Essentially Fletcher's worldview is that by never just accepting "good enough", you force people to strive to do better. He tells the story of Charlie Parker, who supposedly had Jo Jones throw a cymbal at his head after making a mistake*; this led him to obsessively practice until he became one of the greatest performers of the century. It's almost like the idea is to tear someone down, completely destroy them, until they're nothing, and then they're ready to be built up into greatness. It's a very similar approach to the one that's taken by the military, which is why JK Simmons' performance as Fletcher feels so much like R Lee Ermy's drill sergeant from Full Metal Jacket. It's just a remarkable performance, and one where if Simmons doesn't land with an impact, then the film falls completely flat. It leaves the audience with the exact same sense of being brutalised, terrorised; so much so that I found I was on edge and tensed up throughout the film, not just when Fletcher was on screen, but even during quiet moments with Andrew at home.
(* Side note: apparently this is not true. Jones apparently threw the cymbal at Parker's feet, which is a lot less life-threatening than throwing at his head. But it says a lot about Fletcher that he would tell this untrue story to justify his behaviour.)

I was also impressed by Miles Teller. He's made an impact on me before, particularly in Rabbit Hole, but here he is called on to do some complicated work. Andrew is our audience surrogate, someone we're supposed to sympathise with and support, but at the same time there's an element of recklessness and arrogance to him, and even active unlikability, that deliberately alienates him from the audience even as we continue to be on his side. One of the best things about the performance is the fact that Teller can clearly play drums; I don't know whether there is any movie fakery around the most tricky drum work, but for the most part it seems pretty clear that Teller knows his way around a drum kit. I've sat through too many films where supposed musical geniuses can't even hold their instrument correctly, so as an audience member it brings an instant relief seeing someone on screen who clearly knows what he's doing.

The film's writer/director Damien Chazelle apparently wrote the film based on his own experiences studying music, although the behaviour of Fletcher was apparently heightened based on the actions of other famous jazz performers. I completely bought the character; the friend I saw the film less so, questioning whether someone who behaves so consistently in an abusive manner could continue to teach for as long as Fletcher did. It's probably a fair criticism, although it's also true that in many institutions very bad behaviour by key teachers or coaches have been swept under the carpet as long as that person achieves successful outcomes.

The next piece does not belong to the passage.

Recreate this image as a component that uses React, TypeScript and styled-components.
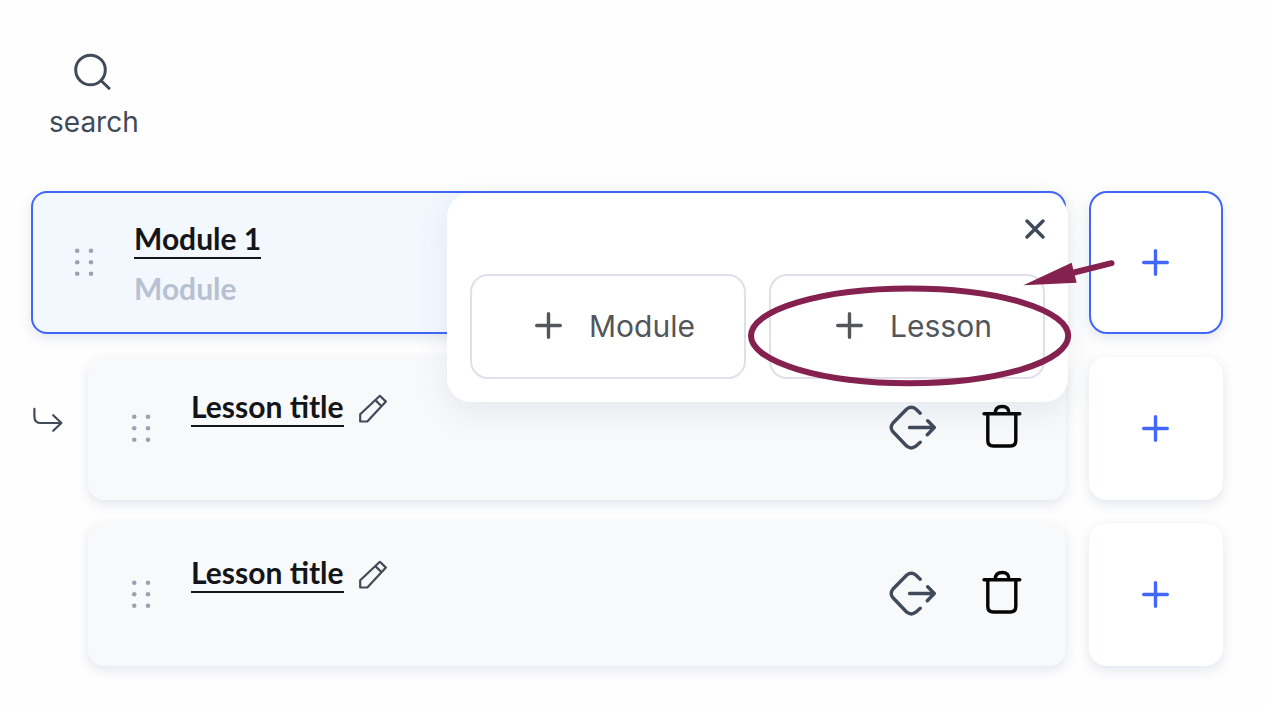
import React from "react";
import styled, { createGlobalStyle } from "styled-components";

const GlobalStyle = createGlobalStyle`
  *, *::before, *::after { box-sizing: border-box; }
  body {
    margin: 0;
    background: #fefefe;
    color: #414a59;
    font-family: Inter, "Liberation Sans", sans-serif;
  }
  button {
    margin: 0;
    padding: 0;
    border: 0;
    background: none;
    color: inherit;
    font: inherit;
    cursor: pointer;
  }
  svg { display: block; flex: none; }
`;

const Page = styled.main`
  padding: 50px 43px 40px 31px;
`;

const SearchButton = styled.button`
  display: flex;
  flex-direction: column;
  align-items: center;
  gap: 14px;
  margin: 0 0 51px 18px;
  font-size: 28px;
  line-height: 36px;
`;

const Rows = styled.div`
  display: flex;
  flex-direction: column;
  gap: 23px;
`;

const Row = styled.section<{ $raised?: boolean }>`
  position: relative;
  z-index: ${(p) => (p.$raised ? 1 : 0)};
  display: flex;
  min-height: 143px;
`;

const Indent = styled.div`
  flex: none;
  width: 57px;
  padding-top: 49px;
`;

const Card = styled.article<{ $active?: boolean }>`
  flex: 1;
  display: flex;
  align-items: center;
  gap: 40px;
  margin-right: 23px;
  padding: 0 42px 2px 41px;
  border: 2px solid ${(p) => (p.$active ? "#4166f8" : "#f8f9fb")};
  border-radius: 16px;
  background: ${(p) => (p.$active ? "#f3f8ff" : "#f8f9fb")};
  box-shadow: 0 4px 12px rgba(70, 95, 145, 0.15);
`;

const Grip = styled.button`
  color: #9ba3b3;
  cursor: grab;
`;

const Details = styled.div<{ $top: number }>`
  flex: 1;
  align-self: flex-start;
  padding-top: ${(p) => p.$top}px;
  font-family: Lato, "Liberation Sans", sans-serif;
  font-size: 30px;
  font-weight: 700;
  line-height: 36px;
`;

const TitleLine = styled.div`
  display: flex;
  align-items: center;
  gap: 14px;
`;

const Title = styled.a`
  padding-bottom: 1px;
  border-bottom: 2px solid #141518;
  color: #141518;
  text-decoration: none;
`;

const Kind = styled.p`
  margin: 11px 0 0;
  color: #b8c1d1;
`;

const Actions = styled.div`
  display: flex;
  gap: 45px;
`;

const DeleteButton = styled.button`
  color: #050505;
`;

const AddButton = styled.button<{ $active?: boolean }>`
  flex: none;
  display: grid;
  place-items: center;
  width: 134px;
  padding-right: 2px;
  border: 2px solid ${(p) => (p.$active ? "#4166f8" : "#fff")};
  border-radius: 18px;
  background: #fff;
  color: #4166f8;
  box-shadow: 0 4px 12px rgba(70, 95, 145, 0.15);
`;

const Popover = styled.div`
  position: absolute;
  top: 2px;
  right: 155px;
  width: 621px;
  padding: 26px 23px 23px;
  border-radius: 24px;
  background: #fff;
  box-shadow: 0 10px 32px rgba(70, 100, 130, 0.11);
`;

const CloseButton = styled.button`
  display: block;
  margin: 0 0 35px auto;
`;

const Choices = styled.div`
  display: grid;
  grid-template-columns: 1fr 1fr;
  gap: 23px;
`;

const Choice = styled.button`
  display: flex;
  align-items: center;
  justify-content: center;
  gap: 27px;
  height: 105px;
  padding: 0 0 2px 14px;
  border: 2px solid #e1dfeb;
  border-radius: 18px;
  color: #53565b;
  font-size: 30px;
`;

const Callout = styled.svg`
  position: absolute;
  top: 67px;
  left: 301px;
  pointer-events: none;
`;

const stroke = (width: number) => ({
  fill: "none",
  stroke: "currentColor",
  strokeWidth: width,
  strokeLinecap: "round" as const,
  strokeLinejoin: "round" as const,
  "aria-hidden": true,
});

const SearchIcon = () => (
  <svg width="40" height="40" {...stroke(3)}>
    <circle cx="16.5" cy="20" r="14.8" />
    <path d="M27.2 30.7 35 38.3" />
  </svg>
);

const GripIcon = () => (
  <svg width="20" height="28" fill="currentColor" aria-hidden="true">
    {[2.8, 14.3, 25.7].map((y) => (
      <React.Fragment key={y}>
        <circle cx="3.2" cy={y} r="2.3" />
        <circle cx="17" cy={y} r="2.3" />
      </React.Fragment>
    ))}
  </svg>
);

const PlusIcon = () => (
  <svg width="27" height="27" {...stroke(3.4)}>
    <path d="M13.5 1.7v23.6M1.7 13.5h23.6" />
  </svg>
);

const CloseIcon = () => (
  <svg width="20" height="20" {...stroke(3.4)}>
    <path d="m2 2 16 16M18 2 2 18" />
  </svg>
);

const PencilIcon = () => (
  <svg width="30" height="30" {...stroke(2.2)}>
    <path d="M2.2 28.5v-7.2L21.9 2.8l6 5.8L9.3 28.5zM17.4 7.1l6.2 6.2" />
  </svg>
);

const NestedIcon = () => (
  <svg width="34" height="28" {...stroke(2.2)}>
    <path d="M3.4 2.8v7.6q0 6.6 6.6 6.6h20.4M22.2 9.2l8.2 7.8-8.2 7.8" />
  </svg>
);

const MoveIcon = () => (
  <svg width="48" height="48" {...stroke(3.4)}>
    <path d="M31.2 9.2 26.8 5q-4.5-3.7-9 0L4 19q-3.6 4.4 0 8.8l13.8 14.4q4.5 3.5 9 0l4.4-4M20.5 23.5H45M38.7 16.8l6.6 6.7-7 7.3" />
  </svg>
);

const TrashIcon = () => (
  <svg width="40" height="48" {...stroke(3.4)}>
    <path d="M2 9.7h35.8M5.8 10v26.5q0 5.5 5.5 5.5h17q5.5 0 5.5-5.5V10M13.2 9.5q0-7 7-7t6.6 7" />
  </svg>
);

const Lesson = ({ nested }: { nested?: boolean }) => (
  <Row>
    <Indent>{nested && <NestedIcon />}</Indent>
    <Card>
      <Grip aria-label="Reorder lesson">
        <GripIcon />
      </Grip>
      <Details $top={29}>
        <TitleLine>
          <Title href="#lesson">Lesson title</Title>
          <button aria-label="Edit title">
            <PencilIcon />
          </button>
        </TitleLine>
      </Details>
      <Actions>
        <button aria-label="Move lesson">
          <MoveIcon />
        </button>
        <DeleteButton aria-label="Delete lesson">
          <TrashIcon />
        </DeleteButton>
      </Actions>
    </Card>
    <AddButton aria-label="Add below lesson">
      <PlusIcon />
    </AddButton>
  </Row>
);

const AddPopover = () => (
  <Popover role="dialog" aria-label="Add content">
    <CloseButton aria-label="Close">
      <CloseIcon />
    </CloseButton>
    <Choices>
      <Choice>
        <PlusIcon />
        Module
      </Choice>
      <Choice>
        <PlusIcon />
        Lesson
      </Choice>
    </Choices>
    <Callout width="370" height="130" aria-hidden="true">
      <g stroke="#85214f" strokeWidth="6" fill="none">
        <ellipse cx="161.6" cy="75.8" rx="158.6" ry="47.4" />
        <path d="M326 12.5 363.5 3.2" strokeLinecap="round" />
      </g>
      <path d="M275.3 25.3 323.6 2.7 328.6 22.7z" fill="#85214f" />
    </Callout>
  </Popover>
);

export default function App() {
  return (
    <>
      <GlobalStyle />
      <Page>
        <SearchButton>
          <SearchIcon />
          search
        </SearchButton>
        <Rows>
          <Row $raised>
            <Card $active>
              <Grip aria-label="Reorder module">
                <GripIcon />
              </Grip>
              <Details $top={27}>
                <TitleLine>
                  <Title href="#module">Module 1</Title>
                </TitleLine>
                <Kind>Module</Kind>
              </Details>
            </Card>
            <AddButton $active aria-label="Add below module">
              <PlusIcon />
            </AddButton>
            <AddPopover />
          </Row>
          <Lesson nested />
          <Lesson />
        </Rows>
      </Page>
    </>
  );
}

It's also clear that Chazelle has extensive experience with music because he's able to shoot the musical sequence in a way that expresses a tactile sense of performance. There's no grand glamour to the way the music is performed; we see every little detail; the spit valves being emptied, the squeak of the reeds being warmed, the exhausted sweat of the performers at the end of a challenging piece. Musical performance can be wearying and painful (even before you have to deal with a bully like Fletcher), and it's impressive how this film communicates that pain, and the satisfaction that comes at the end of a successful performance.

Despite my enthusiasm for the experience, I did have some issues with the film. There's a girlfriend character in the film that plays an important role in bringing out some of the themes of the film, but the film starts at the start of the relationship. This means the film wastes three scenes for the two to start dating, and then we only get to see them on their first date before a key scene takes place where we're just supposed to accept that they're a serious couple. Had the two been dating when the film started, the film could have had four scenes to establish and develop the strength of the relationship, which would have given that key scene so much more impact.

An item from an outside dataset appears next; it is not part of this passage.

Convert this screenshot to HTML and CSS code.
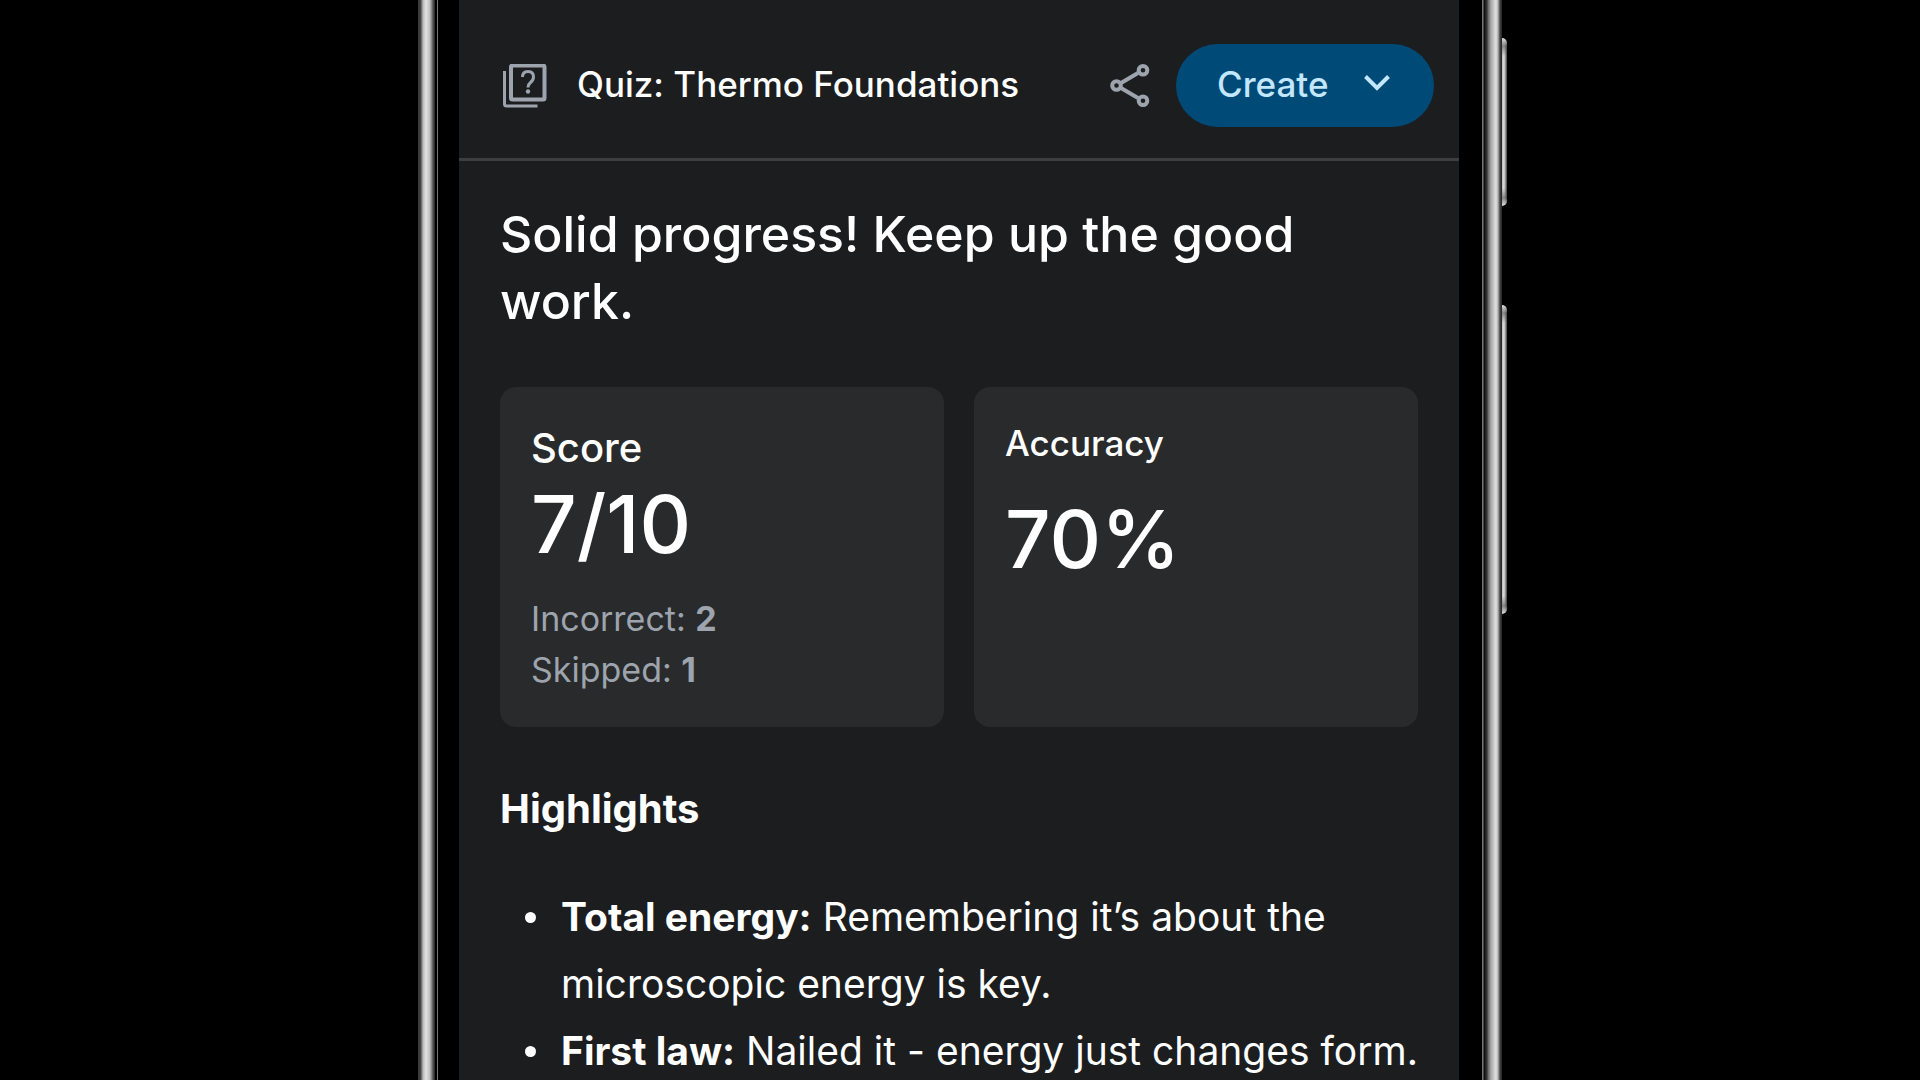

I also thought the third act made no sense at all from a human behaviour sense. From a film-making sense, it worked perfectly; I really enjoyed the ending and found it an absolutely satisfying emotionally. But the way the film gets to that ending involves everyone in the film, particularly Fletcher, behaving in a way that no human being would ever behave. It was as though every character had read the script, and understood that their ultimate purpose was to get the film to that (admittedly great) scene, no matter how improbable each of the steps towards that ending might be.

And yet that ending scene really did work for me. Appropriately enough for this film, the film climaxes in a near-wordless music performance that must last 10 or 15 minutes, and as much as I might criticise the way it gets there, that scene itself is utterly gripping. We get so used to movie climaxes that are all chases and big statements and gunplay and big glowing things that it's shocking to see something this simple have such a powerful impact. The emotions in the film are big and angry, and by the point of the climax they've completely reached breaking point; we're watching a battle of wills, but it comes through this blistering frantic musical performance. It's fascinating and exhilarating to watch, and I struggle to think of anything like it that I've seen before. This is why I love movies.